Available data:
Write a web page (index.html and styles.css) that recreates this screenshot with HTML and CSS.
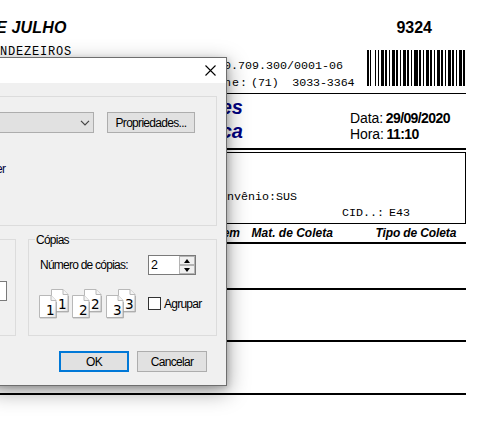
FILE: index.html
```
<!DOCTYPE html>
<html lang="pt-BR">
<head>
<meta charset="utf-8">
<title>Imprimir</title>
<link rel="stylesheet" href="styles.css">
</head>
<body>
<main class="sheet">
  <header class="letterhead">
    <div class="title-row"><span class="unit">E JULHO</span><span class="number">9324</span></div>
    <div class="street">NDEZEIROS</div>
    <div class="contact">
      <div class="contact-lines">
        <div class="cnpj">0.709.300/0001-06</div>
        <div class="phone"><span class="phone-label">ne:</span><span class="phone-number">(71)&nbsp; 3033-3364</span></div>
      </div>
      <svg class="barcode" width="98" height="36" viewBox="0 0 98 36" shape-rendering="crispEdges"><path d="M0 0h2v36h-2zM3 0h1v36h-1zM8 0h1v36h-1zM11 0h1v36h-1zM14 0h3v36h-3zM18 0h2v36h-2zM22 0h1v36h-1zM25 0h3v36h-3zM29 0h2v36h-2zM33 0h1v36h-1zM36 0h3v36h-3zM40 0h2v36h-2zM44 0h1v36h-1zM47 0h4v36h-4zM52 0h2v36h-2zM56 0h1v36h-1zM59 0h3v36h-3zM63 0h2v36h-2zM67 0h1v36h-1zM70 0h3v36h-3zM74 0h2v36h-2zM78 0h1v36h-1zM81 0h3v36h-3zM85 0h2v36h-2zM89 0h1v36h-1zM92 0h3v36h-3zM96 0h2v36h-2z"/></svg>
    </div>
  </header>
  <section class="heading">
    <div class="heading-title"><div>es</div><div>ca</div></div>
    <div class="stamp">
      <div>Data: <b>29/09/2020</b></div>
      <div>Hora: <b>11:10</b></div>
    </div>
  </section>
  <section class="patient">
    <div class="insurance">Convênio:SUS</div>
    <div class="cid"><span>CID..:</span><span>E43</span></div>
  </section>
  <div class="columns"><span class="col-order">em</span><span class="col-material">Mat. de Coleta</span><span class="col-type">Tipo de Coleta</span></div>
  <div class="entry"></div>
  <div class="entry"></div>
  <div class="entry"></div>
</main>

<div class="dialog" role="dialog">
  <div class="titlebar">
    <svg width="11" height="11" viewBox="0 0 11 11"><path d="M.5.5l10 10M10.5.5l-10 10" stroke="#000" stroke-width="1.1"/></svg>
  </div>
  <div class="dialog-body">
    <fieldset class="group printer">
      <div class="printer-row">
        <div class="combo"><svg width="10" height="6" viewBox="0 0 10 6"><path d="M1 .8l4 4 4-4" fill="none" stroke="#444" stroke-width="1.2"/></svg></div>
        <button class="btn props"><span>Propriedades...</span></button>
      </div>
      <div class="where">er</div>
    </fieldset>
    <div class="lower">
      <div class="group range"><div class="page-field"></div></div>
      <div class="group copies">
        <div class="legend">Cópias</div>
        <div class="count-row">
          <span class="count-label">Número de cópias:</span>
          <div class="spinner"><span class="value">2</span>
            <div class="arrows">
              <i><svg width="6" height="4" viewBox="0 0 6 4"><path d="M3 0l3 4H0z"/></svg></i>
              <i><svg width="6" height="4" viewBox="0 0 6 4"><path d="M0 0h6L3 4z"/></svg></i>
            </div>
          </div>
        </div>
        <div class="collate-row">
          <svg class="pages" width="100" height="32" viewBox="0 0 100 32">
            <defs>
              <linearGradient id="paper" x1="0" y1="0" x2="1" y2="1"><stop offset="0" stop-color="#fff"/><stop offset=".6" stop-color="#fff"/><stop offset="1" stop-color="#e4e4e4"/></linearGradient>
              <g id="leaf"><path d="M.5.5h11.500l5 5v17H.5z" fill="url(#paper)" stroke="#b8b8b8"/><path d="M12 .5v5h5" fill="#f4f4f4" stroke="#b8b8b8"/><path d="M1 23h16.500V7" fill="none" stroke="#999" stroke-width=".6"/></g>
            </defs>
            <g><use href="#leaf" x="12" y="1"/><use href="#leaf" x="0" y="7"/><text x="19" y="21">1</text><text x="7" y="27">1</text></g>
            <g transform="translate(33)"><use href="#leaf" x="12" y="1"/><use href="#leaf" x="0" y="7"/><text x="19" y="21">2</text><text x="7" y="27">2</text></g>
            <g transform="translate(67)"><use href="#leaf" x="12" y="1"/><use href="#leaf" x="0" y="7"/><text x="19" y="21">3</text><text x="7" y="27">3</text></g>
          </svg>
          <span class="check"></span><span class="check-label">Agrupar</span>
        </div>
      </div>
    </div>
    <div class="actions">
      <button class="btn ok"><span>OK</span></button>
      <button class="btn"><span>Cancelar</span></button>
    </div>
  </div>
</div>
</body>
</html>
```
FILE: styles.css
```
* { box-sizing: border-box; }
body { margin: 0; width: 491px; height: 435px; overflow: hidden; background: #fff; color: #000; font-family: "Liberation Sans", sans-serif; }

.sheet { width: 466px; }
.letterhead { height: 94px; border-bottom: 1px solid #000; font-family: "Liberation Mono", monospace; }
.title-row { display: flex; justify-content: space-between; height: 44px; padding: 18px 34px 0 0; font: bold 16px/20px "Liberation Sans", sans-serif; }
.unit { font-style: italic; margin-left: -4px; letter-spacing: .2px; }
.street { height: 6px; font-size: 12px; line-height: 16px; letter-spacing: .8px; }
.contact { display: flex; justify-content: flex-end; padding-right: 1px; }
.contact-lines { font-size: 11.67px; width: 141px; padding-top: 9px; margin-right: 2px; white-space: nowrap; }
.cnpj { height: 17px; line-height: 14px; }
.phone { display: flex; line-height: 14px; }
.phone-label { width: 27px; letter-spacing: 1px; }
.phone-number { letter-spacing: -.1px; }
.barcode { display: block; }

.heading { display: flex; justify-content: space-between; height: 56px; border-bottom: 2px solid #000; }
.heading-title { width: 243px; padding-top: 1px; text-align: right; font: italic bold 20px/24px "Liberation Sans", sans-serif; color: #000080; }
.stamp { width: 116px; padding-top: 16px; font-size: 14px; line-height: 16px; letter-spacing: -.1px; white-space: nowrap; }
.stamp b { margin-left: -1px; letter-spacing: -.6px; }

.patient { height: 72px; margin-top: 2px; border: 1px solid #000; padding: 36px 0 0 212px; font: 11.67px/16px "Liberation Mono", monospace; }
.cid { display: flex; gap: 5px; padding-left: 129px; }
.columns { display: flex; height: 20px; border-bottom: 2px solid #000; font: italic bold 12px/18px "Liberation Sans", sans-serif; letter-spacing: 0; }
.col-order { width: 240px; text-align: right; }
.col-material { width: 124px; margin-left: 11.500px; }
.col-type { letter-spacing: -.12px; }
.entry { height: 52px; border-bottom: 2px solid #000; }
.columns + .entry { height: 46px; }
.entry:last-child { height: 53px; }

.dialog { position: absolute; left: -10px; top: 57px; width: 237px; height: 329px; border: 1px solid #6e6e6e; background: #f0f0f0; box-shadow: 1px 6px 20px rgba(0,0,0,.38), 1px 2px 6px rgba(0,0,0,.18); font-size: 12px; letter-spacing: -.76px; }
.titlebar { display: flex; justify-content: flex-end; align-items: center; height: 25px; padding-right: 10px; background: #fff; }
.dialog-body { padding: 13px 9px 0 0; }
.group { margin: 0; border: 1px solid #dcdcdc; }
.printer { height: 130px; padding: 15px 0 0; }
.printer-row { display: flex; gap: 13px; }
.combo { display: flex; align-items: center; justify-content: flex-end; width: 102px; height: 21px; padding-right: 3px; border: 1px solid #adadad; background: #e1e1e1; }
.btn { display: flex; align-items: center; justify-content: center; width: 70px; height: 21px; padding: 0; border: 1px solid #adadad; background: #e1e1e1; color: #000; font: 12px "Liberation Sans", sans-serif; letter-spacing: -.7px; }
.props { width: 88px; }
.where { padding: 29px 0 0 4px; line-height: 14px; color: #000040; }
.lower { display: flex; gap: 12px; margin-top: 13px; }
.range { width: 25px; height: 97px; padding-top: 41px; }
.page-field { width: 15px; height: 20px; border: 1px solid #7a7a7a; background: #fff; }
.copies { width: 189px; height: 97px; }
.legend { width: max-content; height: 14px; margin: -7px 0 0 6px; padding: 0 2px 0 1px; background: #f0f0f0; line-height: 14px; }
.count-row { display: flex; align-items: center; margin-top: 8px; padding-left: 11px; }
.count-label { width: 108px; }
.spinner { display: flex; width: 48px; height: 20px; border: 1px solid #7a7a7a; background: #fff; }
.value { flex: 1; padding-left: 2px; line-height: 18px; font-size: 12.500px; }
.arrows { display: flex; flex-direction: column; width: 16px; }
.arrows i { display: flex; flex: 1; align-items: center; justify-content: center; border: 1px solid #b4b4b4; background: #f0f0f0; }
.collate-row { display: flex; align-items: center; margin-top: 13px; padding-left: 10px; }
.pages { font: 13.5px "DejaVu Sans", sans-serif; letter-spacing: 0; }
.check { width: 13px; height: 13px; margin: -2px 3px 0 9px; border: 1px solid #333; background: #fff; }
.check-label { margin-top: -1px; }
.actions { display: flex; justify-content: flex-end; gap: 8px; margin-top: 15px; padding-right: 10px; }
.ok { border: 2px solid #0078d7; }
```
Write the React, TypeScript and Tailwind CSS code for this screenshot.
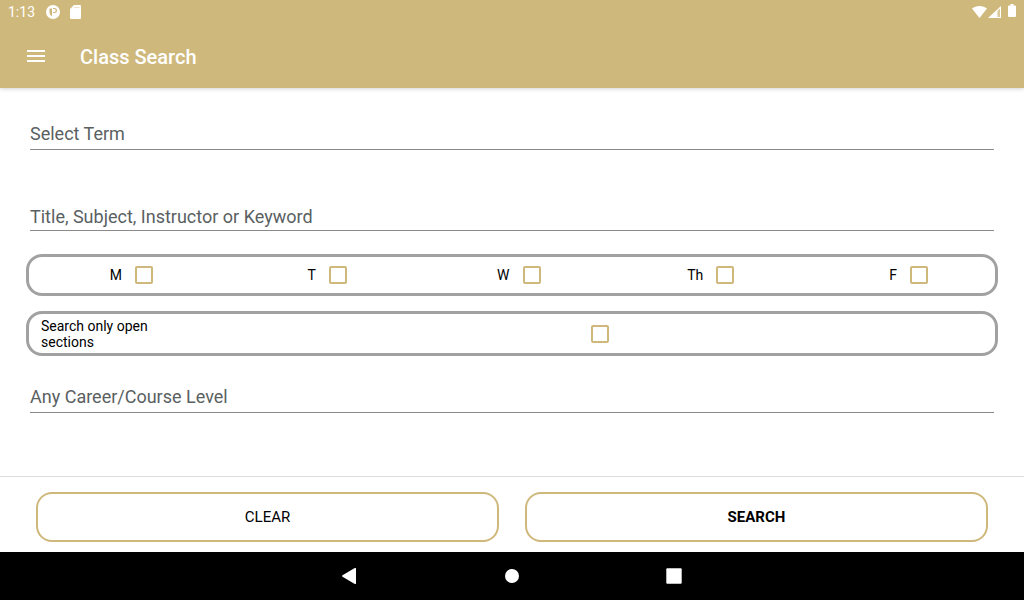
import React, { useState } from 'react';
import { clsx, type ClassValue } from 'clsx';
import { twMerge } from 'tailwind-merge';

function cn(...inputs: ClassValue[]) {
  return twMerge(clsx(inputs));
}

const DAYS = [
  { id: 'mon', label: 'M' },
  { id: 'tue', label: 'T' },
  { id: 'wed', label: 'W' },
  { id: 'thu', label: 'Th' },
  { id: 'fri', label: 'F' },
];

const fieldClass =
  'block w-full appearance-none rounded-none border-b border-[#8a8a8a] bg-transparent text-lg leading-6 text-[#5a5f62] outline-none placeholder:text-[#5a5f62] placeholder:opacity-100';

const StatusBar: React.FC = () => (
  <div className="flex h-6 items-center justify-between px-2 text-white">
    <div className="flex items-center">
      <span className="w-[38px] text-sm">1:13</span>
      <svg className="h-4 w-4" viewBox="0 0 16 16">
        <circle cx="7" cy="8" r="7" fill="currentColor" />
        <path
          fill="#cfb87c"
          d="M3.5 4.500H6v7.800c-1.500-.7-2.500-2.300-2.500-4.300ZM7 4h1.500a2.500 2.500 0 0 1 0 5H7V8h1.200a1.500 1.500 0 0 0 0-3H7Z"
        />
      </svg>
      <svg className="ml-2 h-4 w-3" viewBox="0 0 12 16">
        <path fill="currentColor" d="M4 1h6a1 1 0 0 1 1 1v12a1 1 0 0 1-1 1H1a1 1 0 0 1-1-1V5Z" />
        <path stroke="#cfb87c" strokeOpacity=".4" d="M4 3.500h5.500" />
      </svg>
    </div>
    <div className="flex items-center">
      <svg className="h-4 w-4" viewBox="0 0 16 16">
        <path fill="currentColor" d="M7.500 14 0 4.600C2 2.900 4.600 2 7.500 2S13 2.900 15 4.600Z" />
      </svg>
      <svg className="h-4 w-4" viewBox="0 0 16 16">
        <path fill="currentColor" fillRule="evenodd" d="M0 14 13 2v12ZM9.500 7v6H12V4.500Z" />
        <path fill="currentColor" fillOpacity=".25" d="M9.500 7v6H12V4.500Z" />
      </svg>
      <svg className="ml-1 h-4 w-2" viewBox="0 0 8 16">
        <path fill="currentColor" d="M2.500 0h3v1.500H7a1 1 0 0 1 1 1V12a1 1 0 0 1-1 1H1a1 1 0 0 1-1-1V2.500a1 1 0 0 1 1-1h1.500Z" />
      </svg>
    </div>
  </div>
);

const Toolbar: React.FC = () => (
  <div className="flex h-16 items-center px-6 text-white">
    <button type="button" aria-label="Open menu" className="mr-8 h-6 w-6">
      <svg className="h-6 w-6" viewBox="0 0 24 24" fill="currentColor">
        <path d="M3 6h18v2H3zM3 11h18v2H3zM3 16h18v2H3z" />
      </svg>
    </button>
    <h1 className="pt-0.5 text-xl font-medium">Class Search</h1>
  </div>
);

const CheckBox: React.FC<React.ComponentProps<'input'>> = ({ className, ...props }) => (
  <input
    type="checkbox"
    className={cn(
      'h-[18px] w-[18px] shrink-0 appearance-none rounded-xs border-2 border-[#cfb87c] checked:bg-[#cfb87c]',
      className,
    )}
    {...props}
  />
);

const NavBar: React.FC = () => (
  <nav className="flex h-12 items-center justify-center gap-[138px] bg-black text-white">
    <button type="button" aria-label="Back" className="h-6 w-6">
      <svg viewBox="0 0 24 24" fill="currentColor">
        <path d="M18 4.800v14.400a.8.8 0 0 1-1.200.7L4.500 12.700a.8.8 0 0 1 0-1.400l12.300-7.200a.8.8 0 0 1 1.200.7Z" />
      </svg>
    </button>
    <button type="button" aria-label="Home" className="h-6 w-6">
      <svg viewBox="0 0 24 24" fill="currentColor">
        <circle cx="12" cy="12" r="7" />
      </svg>
    </button>
    <button type="button" aria-label="Recent apps" className="h-6 w-6">
      <svg viewBox="0 0 24 24" fill="currentColor">
        <rect x="4.300" y="4.300" width="15.400" height="15.400" rx="1" />
      </svg>
    </button>
  </nav>
);

export default function App() {
  const [keyword, setKeyword] = useState('');

  return (
    <div className="flex min-h-screen flex-col bg-white font-[Roboto,sans-serif] text-black">
      <header className="bg-[#cfb87c] shadow-[0_1px_4px_rgba(0,0,0,0.18)]">
        <StatusBar />
        <Toolbar />
      </header>

      <form className="flex flex-1 flex-col" onSubmit={(e) => e.preventDefault()} onReset={() => setKeyword('')}>
        <div className="flex-1 px-[26px] pt-[30px]">
          <div className="px-1">
            <select aria-label="Term" className={cn(fieldClass, 'h-8')}>
              <option>Select Term</option>
            </select>
            <input
              type="text"
              aria-label="Keyword"
              placeholder="Title, Subject, Instructor or Keyword"
              value={keyword}
              onChange={(e) => setKeyword(e.target.value)}
              className={cn(fieldClass, 'mt-[53px] h-7')}
            />
          </div>

          <div className="mt-[23px] flex h-[42px] items-center justify-between rounded-2xl border-3 border-[#a1a1a1] pl-[78px] pr-[67px]">
            {DAYS.map((day) => (
              <label key={day.id} className="flex w-[46px] items-center justify-end gap-[13px] text-sm">
                {day.label}
                <CheckBox name={day.id} />
              </label>
            ))}
          </div>

          <label className="mt-[15px] flex h-[45px] items-center rounded-2xl border-3 border-[#a1a1a1] pl-3 text-sm leading-4">
            <span className="w-[calc(60%-22px)] shrink-0">
              <span className="block w-28">Search only open sections</span>
            </span>
            <CheckBox name="openOnly" />
          </label>

          <div className="mt-[25px] px-1">
            <select aria-label="Career or course level" className={cn(fieldClass, 'h-8')}>
              <option>Any Career/Course Level</option>
            </select>
          </div>
        </div>

        <div className="flex gap-[26px] border-t border-[#dcdcdc] px-9 pb-[10px] pt-[15px] text-[15px]">
          <button type="reset" className="h-[50px] flex-1 rounded-2xl border-2 border-[#cfb87c]">
            CLEAR
          </button>
          <button type="submit" className="h-[50px] flex-1 rounded-2xl border-2 border-[#cfb87c] font-bold">
            SEARCH
          </button>
        </div>
      </form>

      <NavBar />
    </div>
  );
}
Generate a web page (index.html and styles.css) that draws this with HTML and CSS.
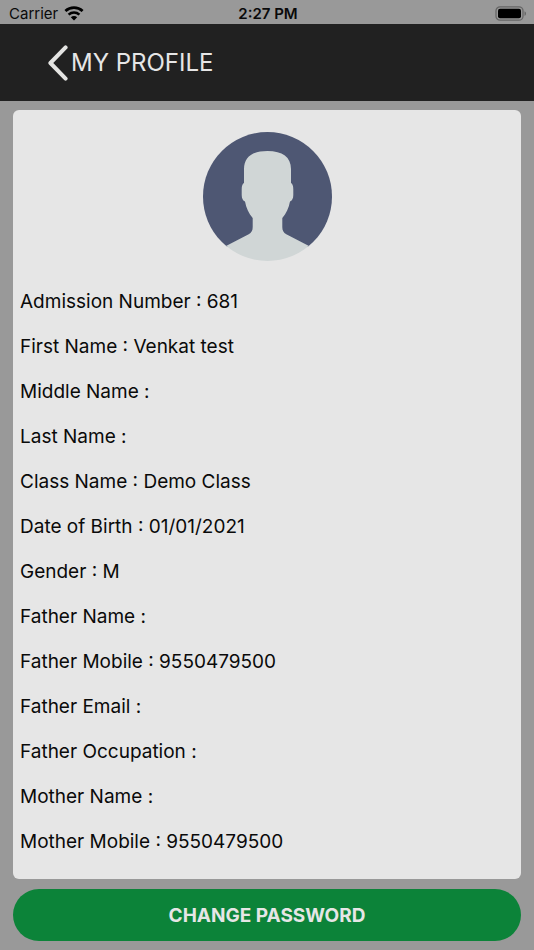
FILE: index.html
```
<!DOCTYPE html>
<html lang="en">
<head>
    <meta charset="UTF-8">
    <meta name="viewport" content="width=device-width, initial-scale=1.0">
    <title>My Profile</title>
    <link rel="stylesheet" href="styles.css">
</head>
<body>
    <div class="status-bar">
        <div class="carrier">
            <span>Carrier</span>
            <svg class="wifi" viewBox="0 0 20 15" aria-hidden="true">
                <path d="M1.4 5C6.300.6 13.700.6 18.600 5" fill="none" stroke="#000" stroke-width="2.8"/>
                <path d="M4.600 8.600c3.100-2.800 7.700-2.800 10.800 0" fill="none" stroke="#000" stroke-width="2.600"/>
                <path d="M10 14.600l-3.200-3.300c1.900-1.600 4.500-1.600 6.400 0z"/>
            </svg>
        </div>
        <div class="time">2:27 PM</div>
        <svg class="battery" viewBox="0 0 32 15" aria-hidden="true">
            <rect x="1" y=".8" width="27" height="13.4" rx="4" fill="none" stroke="#666" stroke-width="1.3"/>
            <rect x="3" y="2.7" width="23" height="9.6" rx="2"/>
            <path d="M29.5 5.2c2 .8 2 3.8 0 4.6z" fill="#666"/>
        </svg>
    </div>

    <header class="header">
        <a class="back" href="#" aria-label="Back">
            <svg viewBox="0 0 20 36" aria-hidden="true">
                <path d="M17.6 2.4L2.4 18l15.2 15.6" fill="none" stroke="#e4e4e2" stroke-width="4" stroke-linecap="round" stroke-linejoin="round"/>
            </svg>
        </a>
        <h1>MY PROFILE</h1>
    </header>

    <main class="content">
        <section class="card">
            <svg class="avatar" viewBox="0 0 129 129" role="img" aria-label="Profile photo">
                <defs>
                    <clipPath id="round"><circle cx="64.5" cy="64.5" r="64.5"/></clipPath>
                </defs>
                <g clip-path="url(#round)">
                    <rect width="129" height="115" fill="#4e5773"/>
                    <path fill="#d0d6d6" d="M64.5 19c-15 0-23.5 6-23.5 18v14c-1.500.5-2.300 3-2.300 6.500v5.500c0 3.500 1.300 5.800 3.300 6.500 1.200 6.500 3.800 12 7.700 16.500v9c0 3.500-1.200 5.700-4 7.300L23 114v15h83v-15l-22.700-11.700c-2.800-1.600-4-3.800-4-7.300v-9c3.900-4.500 6.500-10 7.700-16.500 2-.7 3.300-3 3.300-6.500v-5.500c0-3.500-.8-6-2.300-6.500V37c0-12-8.500-18-23.500-18z"/>
                </g>
            </svg>
            <ul class="details">
                <li>Admission Number : 681</li>
                <li>First Name : Venkat test</li>
                <li>Middle Name :</li>
                <li>Last Name :</li>
                <li>Class Name : Demo Class</li>
                <li>Date of Birth : 01/01/2021</li>
                <li>Gender : M</li>
                <li>Father Name :</li>
                <li>Father Mobile : 9550479500</li>
                <li>Father Email :</li>
                <li>Father Occupation :</li>
                <li>Mother Name :</li>
                <li>Mother Mobile : 9550479500</li>
            </ul>
        </section>
        <button class="password-btn" type="button">CHANGE PASSWORD</button>
    </main>
</body>
</html>
```
FILE: styles.css
```
* {
    box-sizing: border-box;
    margin: 0;
    padding: 0;
}
body {
    background-color: #999;
    color: #0a0a0a;
    font-family: Inter, "Liberation Sans", sans-serif;
    font-size: 19px;
    min-height: 100vh;
}
.status-bar {
    display: grid;
    grid-template-columns: 1fr auto 1fr;
    align-items: center;
    height: 24px;
    padding: 3px 7px 0 9px;
    font-size: 15px;
    line-height: 20px;
}
.carrier {
    display: flex;
    align-items: center;
    gap: 6px;
}
.wifi {
    width: 20px;
    height: 15px;
}
.time {
    font-weight: 600;
}
.battery {
    width: 32px;
    height: 15px;
    justify-self: end;
}
.header {
    display: flex;
    align-items: center;
    gap: 3px;
    height: 77px;
    padding: 0 48px;
    background-color: #212121;
    color: #e6e6e6;
}
.back svg {
    display: block;
    width: 20px;
    height: 36px;
}
.header h1 {
    font-size: 24px;
    font-weight: 400;
    line-height: 32px;
}
.content {
    display: flex;
    flex-direction: column;
    gap: 10px;
    padding: 9px 13px;
}
.card {
    padding: 22px 7px 15px;
    background-color: #e6e6e6;
    border-radius: 6px;
}
.avatar {
    display: block;
    width: 129px;
    height: 129px;
    margin: 0 auto 18px;
}
.details {
    list-style: none;
}
.details li {
    line-height: 45px;
}
.password-btn {
    height: 52px;
    border: none;
    border-radius: 26px;
    background-color: #0c8339;
    color: #e6e6e6;
    font-family: inherit;
    font-size: 19px;
    font-weight: 700;
    cursor: pointer;
}
```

The problem:
Find the lines with the string "that" and reproduce them.

Result:
Write a web page (index.html and styles.css) that recreates this screenshot with HTML and CSS.
Generate a web page (index.html and styles.css) that draws this with HTML and CSS.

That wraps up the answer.